Entries with page source code:
* Begin *

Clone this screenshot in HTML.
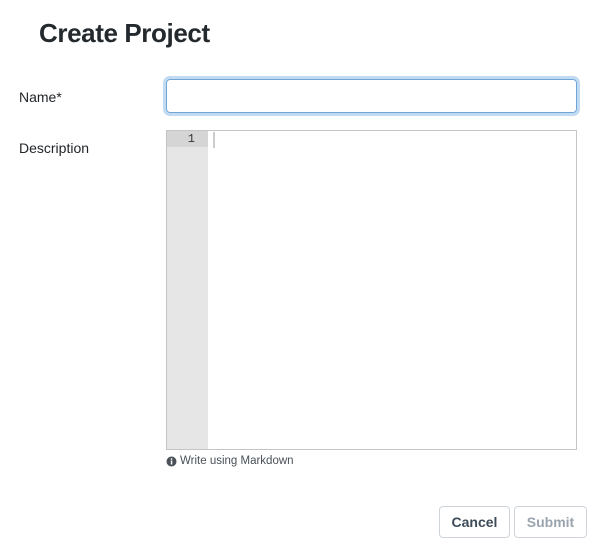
<!DOCTYPE html>
<html><head><style>
body{margin:0;width:603px;height:560px;background:#fff;font-family:"Liberation Sans",sans-serif;color:#212529;position:relative;overflow:hidden}
.a{position:absolute}
h1{position:absolute;left:39px;top:18px;margin:0;font-size:26px;font-weight:bold;color:#24292e;letter-spacing:-0.4px}
.lbl{font-size:14px;color:#212529}
.inp{left:166px;top:79px;width:409px;height:32px;border:1px solid #6ea6dc;border-radius:4px;box-shadow:0 0 0 3px #c3dbf0}
.ed{left:166px;top:130px;width:409px;height:318px;border:1px solid #c4c4c4;background:#fff}
.gut{position:absolute;left:0;top:0;width:41px;height:100%;background:#e6e6e6}
.ln{position:absolute;left:0;top:0;width:41px;height:16px;background:#d5d5d5;font-family:"Liberation Mono",monospace;font-size:12px;text-align:right;box-sizing:border-box;padding-right:13px;line-height:16px;color:#333}
.cur{position:absolute;left:46px;top:1px;width:2px;height:16px;background:#ccc}
.help{left:166px;top:455px;font-size:11.5px;color:#495057;display:flex;align-items:center}
.btn{top:506px;border:1px solid #ced4da;border-radius:4px;font-size:14px;font-weight:bold;display:flex;align-items:center;justify-content:center;box-sizing:border-box;height:32px}
</style></head><body>
<h1>Create Project</h1>
<div class="a lbl" style="left:19px;top:89px">Name*</div>
<div class="a lbl" style="left:19px;top:140px">Description</div>
<div class="a inp"></div>
<div class="a ed"><div class="gut"></div><div class="ln">1</div><div class="cur"></div></div>
<div class="a help"><svg width="11" height="11" viewBox="0 0 11 11" style="margin-right:3px"><circle cx="5.5" cy="5.5" r="5" fill="#495057"/><rect x="4.8" y="4.5" width="1.5" height="4" fill="#fff"/><circle cx="5.5" cy="3" r="0.9" fill="#fff"/></svg>Write using Markdown</div>
<div class="a btn" style="left:439px;width:71px;color:#3d4a57">Cancel</div>
<div class="a btn" style="left:514px;width:73px;color:#9aa4ae">Submit</div>
</body></html>
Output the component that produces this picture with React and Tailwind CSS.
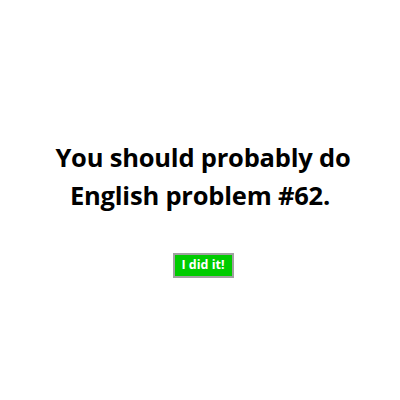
export default function App() {
  return (
    <div className="w-[400px] h-[400px] bg-white flex flex-col items-center pt-[138px] font-['Open_Sans',sans-serif]">
      <h1 className="text-[25.5px] leading-[38px] font-bold text-black text-center tracking-[-0.2px]">
        <span className="pl-[6px]">You should probably do</span>
        <br />
        English problem #62.
      </h1>
      <button className="mt-[39px] ml-[6px] bg-[#00cc00] border-2 border-[#a0a0a0] text-white text-[12.5px] font-bold w-[61px] h-[25px] leading-none">
        I did it!
      </button>
    </div>
  );
}
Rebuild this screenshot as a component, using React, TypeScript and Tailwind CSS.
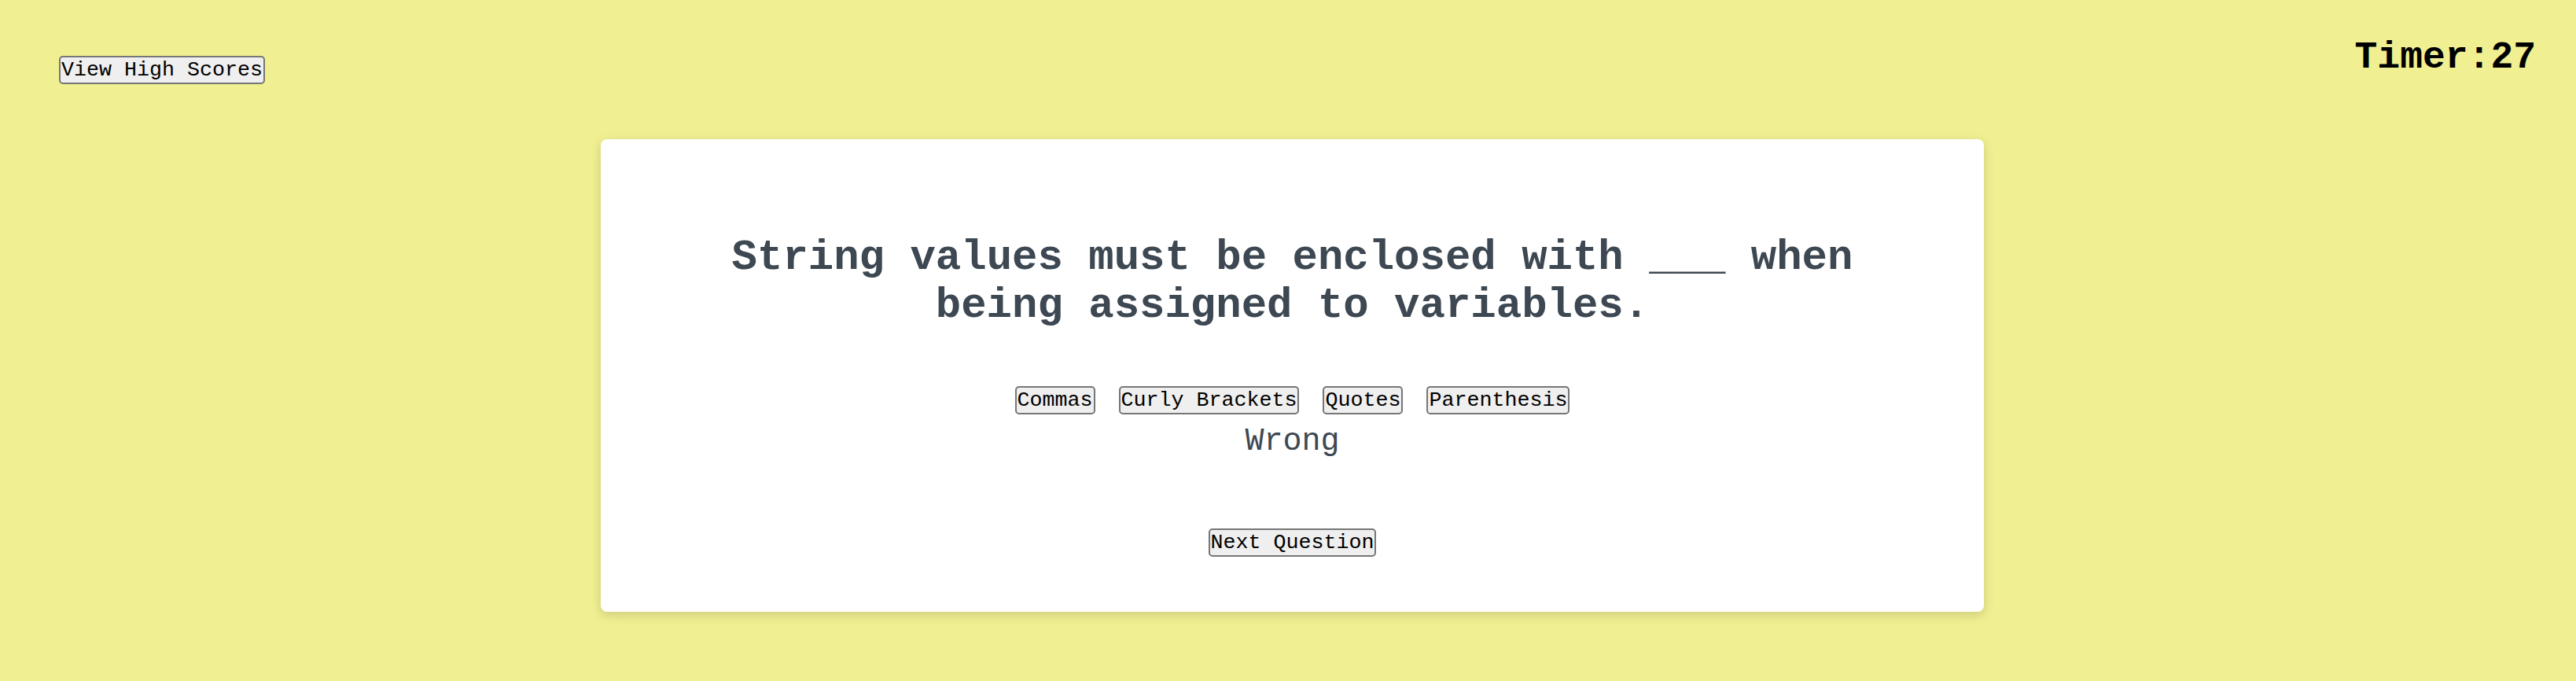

* End *

Set exercise: Omit every picture, then reproduce the rest of the listing exactly.

Task result:
Clone this screenshot in HTML.
<!DOCTYPE html>
<html><head><style>
body{margin:0;width:603px;height:560px;background:#fff;font-family:"Liberation Sans",sans-serif;color:#212529;position:relative;overflow:hidden}
.a{position:absolute}
h1{position:absolute;left:39px;top:18px;margin:0;font-size:26px;font-weight:bold;color:#24292e;letter-spacing:-0.4px}
.lbl{font-size:14px;color:#212529}
.inp{left:166px;top:79px;width:409px;height:32px;border:1px solid #6ea6dc;border-radius:4px;box-shadow:0 0 0 3px #c3dbf0}
.ed{left:166px;top:130px;width:409px;height:318px;border:1px solid #c4c4c4;background:#fff}
.gut{position:absolute;left:0;top:0;width:41px;height:100%;background:#e6e6e6}
.ln{position:absolute;left:0;top:0;width:41px;height:16px;background:#d5d5d5;font-family:"Liberation Mono",monospace;font-size:12px;text-align:right;box-sizing:border-box;padding-right:13px;line-height:16px;color:#333}
.cur{position:absolute;left:46px;top:1px;width:2px;height:16px;background:#ccc}
.help{left:166px;top:455px;font-size:11.5px;color:#495057;display:flex;align-items:center}
.btn{top:506px;border:1px solid #ced4da;border-radius:4px;font-size:14px;font-weight:bold;display:flex;align-items:center;justify-content:center;box-sizing:border-box;height:32px}
</style></head><body>
<h1>Create Project</h1>
<div class="a lbl" style="left:19px;top:89px">Name*</div>
<div class="a lbl" style="left:19px;top:140px">Description</div>
<div class="a inp"></div>
<div class="a ed"><div class="gut"></div><div class="ln">1</div><div class="cur"></div></div>
<div class="a help"><svg width="11" height="11" viewBox="0 0 11 11" style="margin-right:3px"><circle cx="5.5" cy="5.5" r="5" fill="#495057"/><rect x="4.8" y="4.5" width="1.5" height="4" fill="#fff"/><circle cx="5.5" cy="3" r="0.9" fill="#fff"/></svg>Write using Markdown</div>
<div class="a btn" style="left:439px;width:71px;color:#3d4a57">Cancel</div>
<div class="a btn" style="left:514px;width:73px;color:#9aa4ae">Submit</div>
</body></html>
Output the component that produces this picture with React and Tailwind CSS.
export default function App() {
  return (
    <div className="w-[400px] h-[400px] bg-white flex flex-col items-center pt-[138px] font-['Open_Sans',sans-serif]">
      <h1 className="text-[25.5px] leading-[38px] font-bold text-black text-center tracking-[-0.2px]">
        <span className="pl-[6px]">You should probably do</span>
        <br />
        English problem #62.
      </h1>
      <button className="mt-[39px] ml-[6px] bg-[#00cc00] border-2 border-[#a0a0a0] text-white text-[12.5px] font-bold w-[61px] h-[25px] leading-none">
        I did it!
      </button>
    </div>
  );
}
Rebuild this screenshot as a component, using React, TypeScript and Tailwind CSS.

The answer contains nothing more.